Eis o conteúdo dessa circular:
É já velha de alguns anos a aspiração
de ampliar e melhorar a sede da Sociedade de Instrução Tavaredense, de modo a
fazê-la corresponder às exigências e às responsabilidades duma actividade cada
vez mais ampla.A falta de recursos da associação e a extrema pobreza do meio
local não permitiram, porém, transformar aquela aspiração em realidade; e a
velha colectividade tavaredense tem permanecido no prédio que é a sua sede
desde a fundação, em instalações acanhadas, de há muito reconhecidas
insuficientes e impróprias, actuando o seu grupo cénico no mesmo pequeno teatro
de há 50 anos, com absoluta carência de espaço, de apetrechamento técnico e das
mais rudimentares condições de conforto, que são essenciais para a continuação
e desenvolvimento duma actividade social em que o teatro funciona como
instrumento de cultura, de recreio e de educação popular.
Mas esta situação não pode manter-se:
chegou o momento em que é imperioso adoptar uma solução definitiva, porque o
estado de quase ruína do actual edifício reclama obras urgentes.

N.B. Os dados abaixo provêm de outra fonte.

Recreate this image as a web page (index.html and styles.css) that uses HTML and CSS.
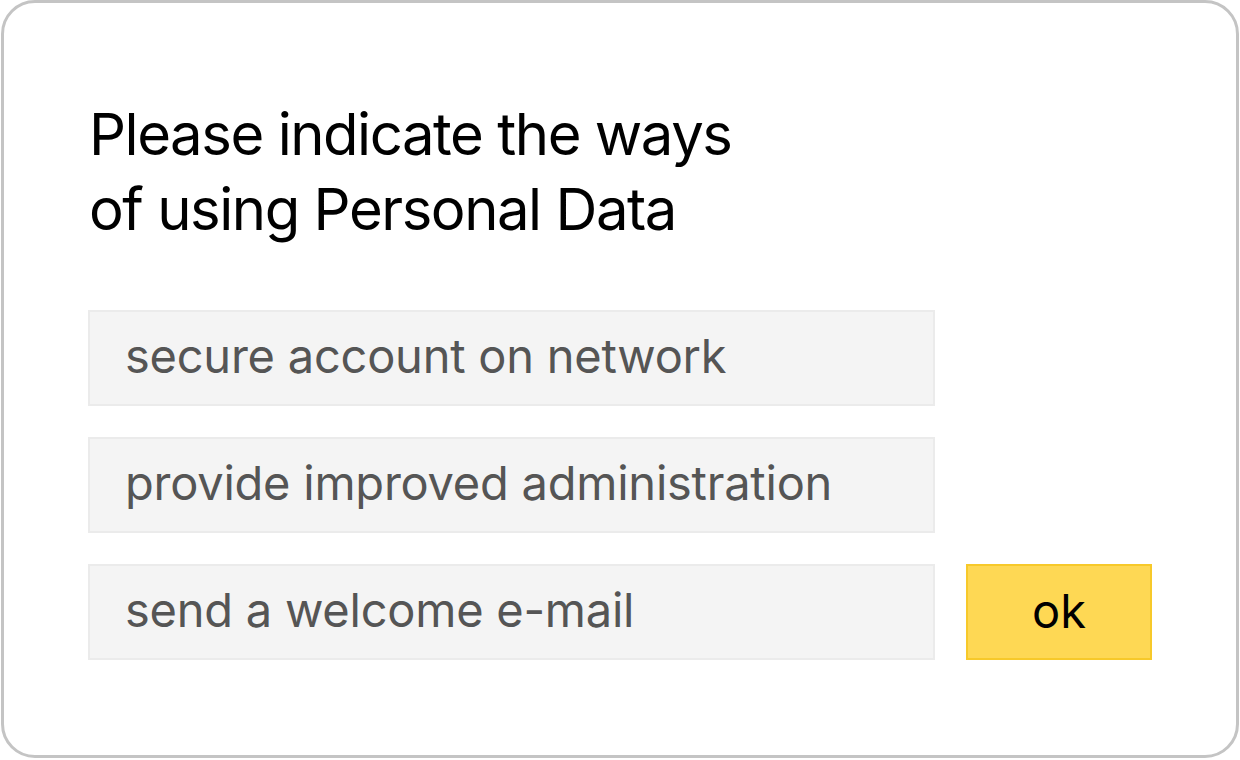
FILE: index.html
```html
<!DOCTYPE html>
<html lang="en">

<head>
    <meta charset="UTF-8">
    <meta name="viewport" content="width=device-width, initial-scale=1.0">
    <title>Personal Data</title>
    <link rel="stylesheet" href="styles.css">
</head>

<body>

    <div class="card">
        <h1 class="title">Please indicate the ways<br>of using Personal Data</h1>

        <div class="options">
            <div class="option">secure account on network</div>
            <div class="option">provide improved administration</div>
            <div class="row">
                <div class="option">send a welcome e-mail</div>
                <button class="ok" type="button">ok</button>
            </div>
        </div>
    </div>

</body>

</html>
```

FILE: styles.css
```css
body {
    font-family: 'Inter', 'Noto Sans', sans-serif;
    background-color: #ffffff;
    margin: 0;
    padding: 0;
}

/* Outer card */
.card {
    box-sizing: border-box;
    width: 1238px;
    height: 758px;
    margin: 0 1px;
    border: 3px solid #c4c4c4;
    border-radius: 34px;
    padding: 0 0 0 84px;
}

.title {
    margin: 0;
    padding: 94px 0 0 1px;
    font-size: 58px;
    font-weight: 400;
    line-height: 75px;
    letter-spacing: -0.025em;
    color: #000;
}

.options {
    margin-top: 63px;
    display: flex;
    flex-direction: column;
    gap: 31px;
}

.row {
    display: flex;
    gap: 31px;
}

.option {
    box-sizing: border-box;
    width: 847px;
    height: 96px;
    padding: 0 35px;
    background-color: #f4f4f4;
    border: 2px solid #ebebeb;
    font-size: 47px;
    line-height: 88px;
    letter-spacing: -0.005em;
    color: #555555;
}

.ok {
    box-sizing: border-box;
    width: 186px;
    height: 96px;
    padding: 0 0 4px;
    background-color: #fed854;
    border: 2px solid #f7c92a;
    border-radius: 0;
    font-family: inherit;
    font-size: 47px;
    color: #000;
    cursor: pointer;
}
```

Já devidamente aprovado pela Inspecção
Geral dos Espectáculos, possui a Direcção da Sociedade de Instrução Tavaredense
um projecto de transformação e ampliação da sede, que ficou devendo à
generosidade e simpatia com que o distinto arquitecto Exmo. Sr. Isaias Cardoso
sempre tem acompanhado a acção desta colectividade. É a este projecto que se
pretende dar execução.
A obra é importante, e o respectivo
orçamento atingirá cerca de Esc. 300 000$00. Mas a sua realização impõe-se, sem
o que não poderá prosseguir e desenvolver-se a acção cultural, educativa e
beneficente, de incontestável alcance social e patriótico, que torna altamente
honrosa a folha de serviços da SIT. O breve resumo que, em anexo, nos
permitimos oferecer à consideração de V.Exa., fala expressivamente do valor
dessa actividade, cujos benefícios alcançaram não apenas a população
tavaredense e o concelho da Figueira da Foz, mas também outras localidades do
país. Afigura-se-nos que esta actividade social de mais de meio século, levada
a efeito, aliás, com singela humildade mas com plena consciência dos seus
efeitos salutares, merece ser continuada e alargada.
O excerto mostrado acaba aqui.